Extracting partial strings¶
It can sometimes be useful to make comparisons based on substrings or parts of column values. For example, one approach to comparing postcodes is to consider their constituent components, e.g. area, district, etc (see Featuring Engineering for more details).
We can use functions such as substrings and regular expressions to enable users to compare strings without needing to engineer new features from source data.
Splink supports this functionality via the use of the ComparisonExpression
.
Examples¶
1. Exact match on postcode area¶
Suppose you wish to make comparisons on a postcode column in your data, however only care about finding links between people who share the same area code (given by the first 1 to 2 letters of the postcode). The regular expression to pick out the first two characters is ^[A-Z]{1,2}
:
import splink.comparison_level_library as cll
from splink import ColumnExpression
pc_ce = ColumnExpression("postcode").regex_extract("^[A-Z]{1,2}")
print(cll.ExactMatchLevel(pc_ce).get_comparison_level("duckdb").sql_condition)
NULLIF(regexp_extract("postcode_l", '^[A-Z]{1,2}', 0), '') = NULLIF(regexp_extract("postcode_r", '^[A-Z]{1,2}', 0), '')
We may therefore configure a comparison as follows:
from splink.comparison_library import CustomComparison
cc = CustomComparison(
output_column_name="postcode",
comparison_levels=[
cll.NullLevel("postcode"),
cll.ExactMatchLevel(pc_ce),
cll.ElseLevel()
]
)
print(cc.get_comparison("duckdb").human_readable_description)
Comparison 'CustomComparison' of "postcode".
Similarity is assessed using the following ComparisonLevels:
- 'postcode is NULL' with SQL rule: "postcode_l" IS NULL OR "postcode_r" IS NULL
- 'Exact match on transformed postcode' with SQL rule: NULLIF(regexp_extract("postcode_l", '^[A-Z]{1,2}', 0), '') = NULLIF(regexp_extract("postcode_r", '^[A-Z]{1,2}', 0), '')
- 'All other comparisons' with SQL rule: ELSE
person_id_l | person_id_r | postcode_l | postcode_r | comparison_level |
---|---|---|---|---|
7 | 1 | SE1P 0NY | SE1P 0NY | exact match |
5 | 1 | SE2 4UZ | SE1P 0NY | exact match |
9 | 2 | SW14 7PQ | SW3 9JG | exact match |
4 | 8 | N7 8RL | EC2R 8AH | else level |
6 | 3 | SE2 4UZ | null level |
2. Exact match on initial¶
In this example we use the .substr
function to create a comparison level based on the first letter of a column value.
Note that the substr
function is 1-indexed, so the first character is given by substr(1, 1)
: The first two characters would be given by substr(1, 2)
.
import splink.comparison_level_library as cll
from splink import ColumnExpression
initial = ColumnExpression("first_name").substr(1,1)

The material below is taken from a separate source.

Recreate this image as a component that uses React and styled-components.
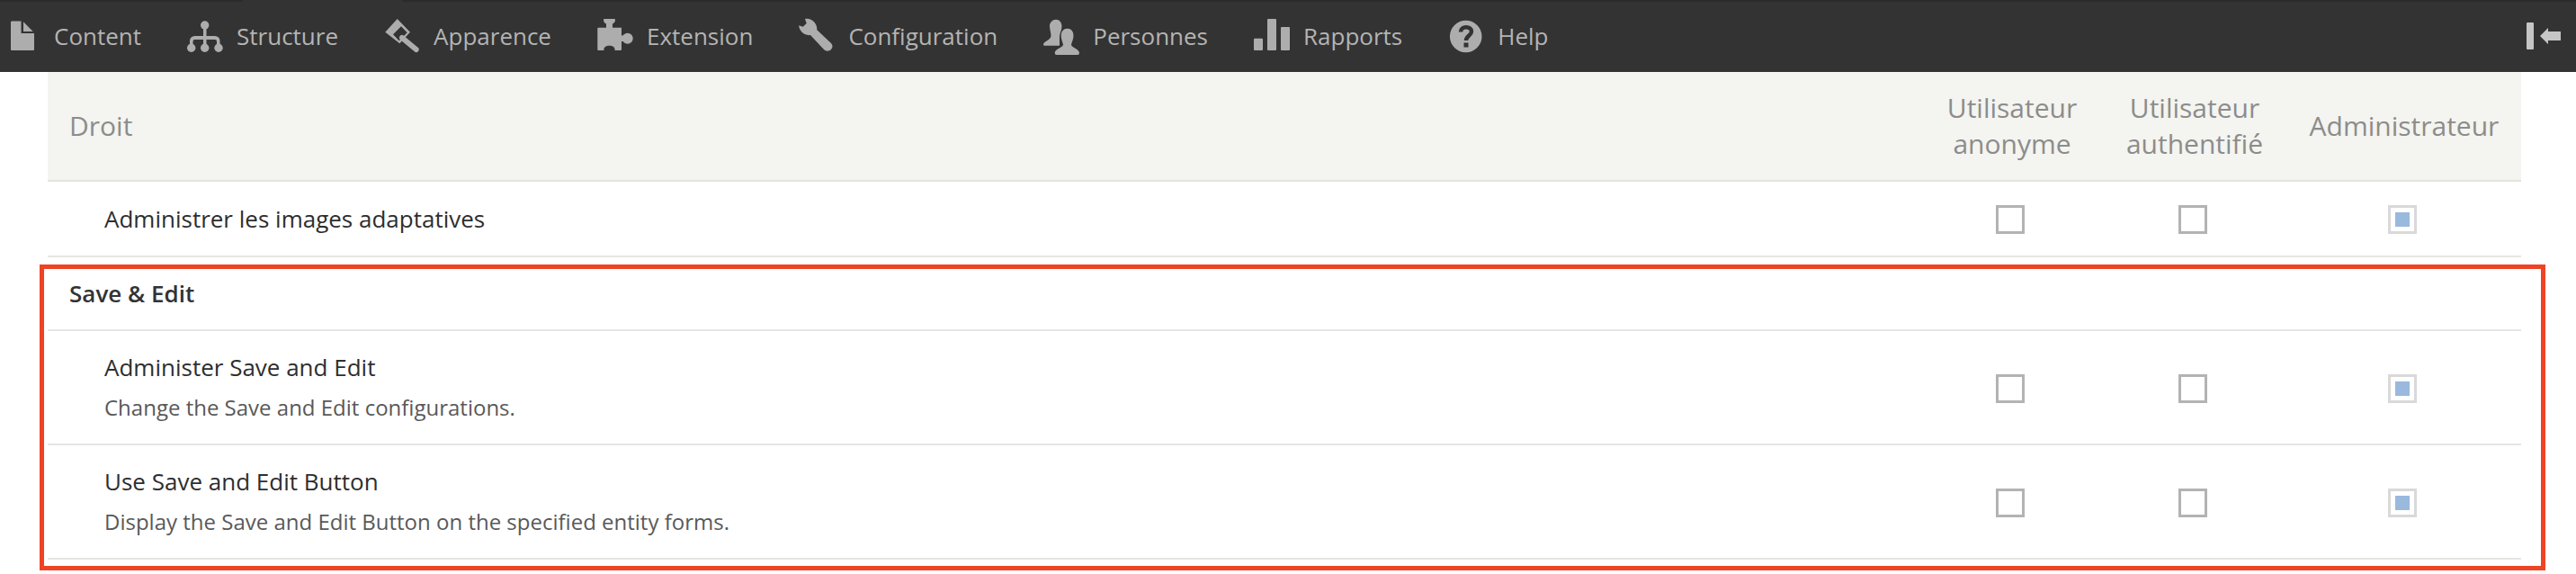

print(cll.ExactMatchLevel(initial).get_comparison_level("duckdb").sql_condition)
SUBSTRING("first_name_l", 1, 1) = SUBSTRING("first_name_r", 1, 1)
Additional info¶
Regular expressions containing “\” (the python escape character) are tricky to make work with the Spark linker due to escaping so consider using alternative syntax, for example replacing “\d” with “[0-9]”.
Different regex patterns can achieve the same result but with more or less efficiency. You might want to consider optimising your regular expressions to improve performance (see here, for example).